◆ COLLECTED MATERIAL:
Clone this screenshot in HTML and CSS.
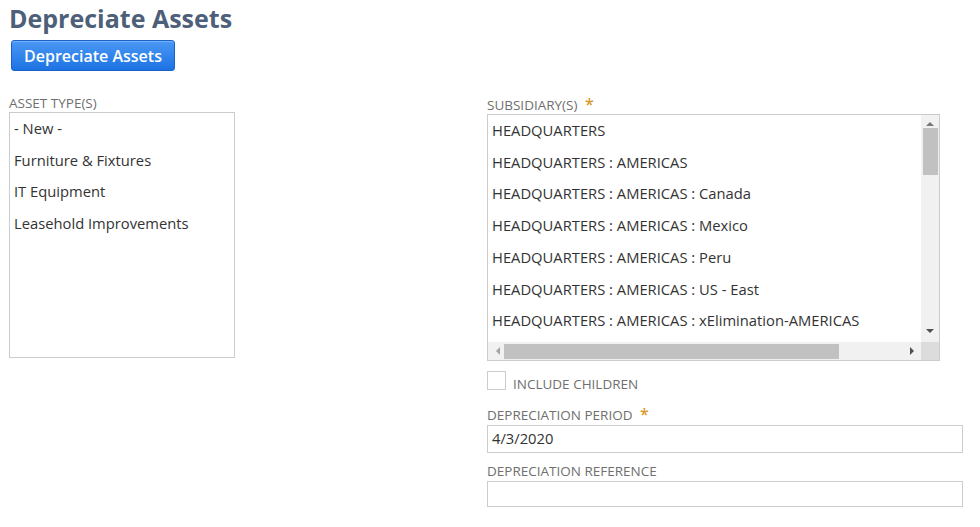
FILE: index.html
```html
<!DOCTYPE html>
<html>
<head>
<meta charset="utf-8">
<link rel="stylesheet" href="styles.css">
</head>
<body>
<div class="page">
  <h1 class="title">Depreciate Assets</h1>
  <div class="actions"><button class="btn-primary">Depreciate Assets</button></div>
  <div class="form">
    <div class="col-left">
      <div class="label">ASSET TYPE(S)</div>
      <div class="listbox asset-list">
        <div class="opt">- New -</div>
        <div class="opt">Furniture &amp; Fixtures</div>
        <div class="opt">IT Equipment</div>
        <div class="opt">Leasehold Improvements</div>
      </div>
    </div>
    <div class="col-right">
      <div class="label">SUBSIDIARY(S) <span class="req">*</span></div>
      <div class="listbox sub-list">
        <div class="sub-items">
          <div class="opt">HEADQUARTERS</div>
          <div class="opt">HEADQUARTERS : AMERICAS</div>
          <div class="opt">HEADQUARTERS : AMERICAS : Canada</div>
          <div class="opt">HEADQUARTERS : AMERICAS : Mexico</div>
          <div class="opt">HEADQUARTERS : AMERICAS : Peru</div>
          <div class="opt">HEADQUARTERS : AMERICAS : US - East</div>
          <div class="opt">HEADQUARTERS : AMERICAS : xElimination-AMERICAS</div>
        </div>
        <div class="vbar">
          <span class="arr arr-up"></span>
          <span class="vthumb"></span>
          <span class="vspace"></span>
          <span class="arr arr-down"></span>
        </div>
        <div class="hbar">
          <span class="arr arr-left"></span>
          <span class="hthumb"></span>
          <span class="hspace"></span>
          <span class="arr arr-right"></span>
        </div>
        <div class="corner"></div>
      </div>
      <label class="check-row"><span class="checkbox"></span><span class="check-label">INCLUDE CHILDREN</span></label>
      <div class="label label-period">DEPRECIATION PERIOD <span class="req">*</span></div>
      <div class="input input-period">4/3/2020</div>
      <div class="label label-ref">DEPRECIATION REFERENCE</div>
      <div class="input input-ref"></div>
    </div>
  </div>
</div>
</body>
</html>
```

FILE: styles.css
```css
* { box-sizing: border-box; }
html, body { margin: 0; padding: 0; background: #fff; }
body { font-family: "Open Sans", "Liberation Sans", sans-serif; color: #333; }
.page { padding: 0 0 0 9px; width: 980px; }
.title {
  margin: 0;
  font-size: 25px;
  line-height: 36px;
  font-weight: 700;
  color: #4d5f79;
}
.actions { padding: 4px 0 0 2px; }
.btn-primary {
  font-family: "Open Sans", sans-serif;
  font-weight: 600;
  font-size: 16px;
  color: #fff;
  height: 31px;
  width: 164px;
  padding: 0;
  border: 1px solid #1862c9;
  border-radius: 3px;
  background: linear-gradient(#4a98f5, #1d73e3);
  box-shadow: inset 0 1px 0 rgba(255,255,255,0.25);
}
.form { display: flex; margin-top: 24px; }
.col-left { width: 226px; }
.col-right { width: 476px; margin-left: 252px; margin-top: 1px; }
.label { font-size: 13.5px; line-height: 16px; color: #6f6f6f; white-space: nowrap; }
.req { color: #d89a2a; font-size: 16px; font-weight: 600; margin-left: 4px; line-height: 16px; }
.listbox { border: 1px solid #ccc; background: #fff; }
.asset-list { height: 246px; margin-top: 1px; padding-top: 0; }
.opt { font-size: 14.75px; line-height: 31.7px; padding-left: 4px; color: #333; white-space: nowrap; }
.sub-list {
  width: 453px;
  height: 247px;
  margin-top: 1px;
  display: grid;
  grid-template-columns: 1fr 18px;
  grid-template-rows: 1fr 18px;
  overflow: hidden;
}
.sub-items { overflow: hidden; }
.vbar { background: #f1f1f1; display: flex; flex-direction: column; align-items: center; }
.vthumb { width: 15px; height: 47px; background: #c1c1c1; margin-top: 2px; }
.vspace { flex: 1; }
.hbar { background: #f1f1f1; display: flex; align-items: center; }
.hthumb { height: 15px; width: 335px; background: #c1c1c1; margin-left: 4px; }
.hspace { flex: 1; }
.corner { background: #dcdcdc; }
.arr { width: 0; height: 0; display: block; }
.arr-up { margin-top: 7px; border-left: 4px solid transparent; border-right: 4px solid transparent; border-bottom: 4px solid #777; }
.arr-down { margin-bottom: 9px; border-left: 4px solid transparent; border-right: 4px solid transparent; border-top: 4px solid #505050; }
.arr-left { margin-left: 8px; border-top: 4px solid transparent; border-bottom: 4px solid transparent; border-right: 4px solid #a3a3a3; }
.arr-right { margin-right: 7px; border-top: 4px solid transparent; border-bottom: 4px solid transparent; border-left: 4px solid #505050; }
.check-row { display: flex; align-items: center; margin-top: 10px; height: 19px; }
.checkbox { width: 19px; height: 19px; border: 1px solid #ccc; background: #fff; display: block; }
.check-label { font-size: 13.5px; color: #6f6f6f; margin-left: 7px; padding-top: 6px; }
.label-period { margin-top: 16px; }
.label-ref { margin-top: 10px; }
.input {
  width: 476px;
  border: 1px solid #ccc;
  font-size: 14.75px;
  line-height: 25px;
  padding-left: 4px;
  color: #333;
}
.input-period { height: 28px; margin-top: 2px; }
.input-ref { height: 26px; margin-top: 2px; }
```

◆ PROBLEM REQUIREMENTS:
Transcribe the material exactly, leaving every picture out.

◆ WORKED SOLUTION:
Clone this screenshot in HTML and CSS.
FILE: index.html
```html
<!DOCTYPE html>
<html>
<head>
<meta charset="utf-8">
<link rel="stylesheet" href="styles.css">
</head>
<body>
<div class="page">
  <h1 class="title">Depreciate Assets</h1>
  <div class="actions"><button class="btn-primary">Depreciate Assets</button></div>
  <div class="form">
    <div class="col-left">
      <div class="label">ASSET TYPE(S)</div>
      <div class="listbox asset-list">
        <div class="opt">- New -</div>
        <div class="opt">Furniture &amp; Fixtures</div>
        <div class="opt">IT Equipment</div>
        <div class="opt">Leasehold Improvements</div>
      </div>
    </div>
    <div class="col-right">
      <div class="label">SUBSIDIARY(S) <span class="req">*</span></div>
      <div class="listbox sub-list">
        <div class="sub-items">
          <div class="opt">HEADQUARTERS</div>
          <div class="opt">HEADQUARTERS : AMERICAS</div>
          <div class="opt">HEADQUARTERS : AMERICAS : Canada</div>
          <div class="opt">HEADQUARTERS : AMERICAS : Mexico</div>
          <div class="opt">HEADQUARTERS : AMERICAS : Peru</div>
          <div class="opt">HEADQUARTERS : AMERICAS : US - East</div>
          <div class="opt">HEADQUARTERS : AMERICAS : xElimination-AMERICAS</div>
        </div>
        <div class="vbar">
          <span class="arr arr-up"></span>
          <span class="vthumb"></span>
          <span class="vspace"></span>
          <span class="arr arr-down"></span>
        </div>
        <div class="hbar">
          <span class="arr arr-left"></span>
          <span class="hthumb"></span>
          <span class="hspace"></span>
          <span class="arr arr-right"></span>
        </div>
        <div class="corner"></div>
      </div>
      <label class="check-row"><span class="checkbox"></span><span class="check-label">INCLUDE CHILDREN</span></label>
      <div class="label label-period">DEPRECIATION PERIOD <span class="req">*</span></div>
      <div class="input input-period">4/3/2020</div>
      <div class="label label-ref">DEPRECIATION REFERENCE</div>
      <div class="input input-ref"></div>
    </div>
  </div>
</div>
</body>
</html>
```

FILE: styles.css
```css
* { box-sizing: border-box; }
html, body { margin: 0; padding: 0; background: #fff; }
body { font-family: "Open Sans", "Liberation Sans", sans-serif; color: #333; }
.page { padding: 0 0 0 9px; width: 980px; }
.title {
  margin: 0;
  font-size: 25px;
  line-height: 36px;
  font-weight: 700;
  color: #4d5f79;
}
.actions { padding: 4px 0 0 2px; }
.btn-primary {
  font-family: "Open Sans", sans-serif;
  font-weight: 600;
  font-size: 16px;
  color: #fff;
  height: 31px;
  width: 164px;
  padding: 0;
  border: 1px solid #1862c9;
  border-radius: 3px;
  background: linear-gradient(#4a98f5, #1d73e3);
  box-shadow: inset 0 1px 0 rgba(255,255,255,0.25);
}
.form { display: flex; margin-top: 24px; }
.col-left { width: 226px; }
.col-right { width: 476px; margin-left: 252px; margin-top: 1px; }
.label { font-size: 13.5px; line-height: 16px; color: #6f6f6f; white-space: nowrap; }
.req { color: #d89a2a; font-size: 16px; font-weight: 600; margin-left: 4px; line-height: 16px; }
.listbox { border: 1px solid #ccc; background: #fff; }
.asset-list { height: 246px; margin-top: 1px; padding-top: 0; }
.opt { font-size: 14.75px; line-height: 31.7px; padding-left: 4px; color: #333; white-space: nowrap; }
.sub-list {
  width: 453px;
  height: 247px;
  margin-top: 1px;
  display: grid;
  grid-template-columns: 1fr 18px;
  grid-template-rows: 1fr 18px;
  overflow: hidden;
}
.sub-items { overflow: hidden; }
.vbar { background: #f1f1f1; display: flex; flex-direction: column; align-items: center; }
.vthumb { width: 15px; height: 47px; background: #c1c1c1; margin-top: 2px; }
.vspace { flex: 1; }
.hbar { background: #f1f1f1; display: flex; align-items: center; }
.hthumb { height: 15px; width: 335px; background: #c1c1c1; margin-left: 4px; }
.hspace { flex: 1; }
.corner { background: #dcdcdc; }
.arr { width: 0; height: 0; display: block; }
.arr-up { margin-top: 7px; border-left: 4px solid transparent; border-right: 4px solid transparent; border-bottom: 4px solid #777; }
.arr-down { margin-bottom: 9px; border-left: 4px solid transparent; border-right: 4px solid transparent; border-top: 4px solid #505050; }
.arr-left { margin-left: 8px; border-top: 4px solid transparent; border-bottom: 4px solid transparent; border-right: 4px solid #a3a3a3; }
.arr-right { margin-right: 7px; border-top: 4px solid transparent; border-bottom: 4px solid transparent; border-left: 4px solid #505050; }
.check-row { display: flex; align-items: center; margin-top: 10px; height: 19px; }
.checkbox { width: 19px; height: 19px; border: 1px solid #ccc; background: #fff; display: block; }
.check-label { font-size: 13.5px; color: #6f6f6f; margin-left: 7px; padding-top: 6px; }
.label-period { margin-top: 16px; }
.label-ref { margin-top: 10px; }
.input {
  width: 476px;
  border: 1px solid #ccc;
  font-size: 14.75px;
  line-height: 25px;
  padding-left: 4px;
  color: #333;
}
.input-period { height: 28px; margin-top: 2px; }
.input-ref { height: 26px; margin-top: 2px; }
```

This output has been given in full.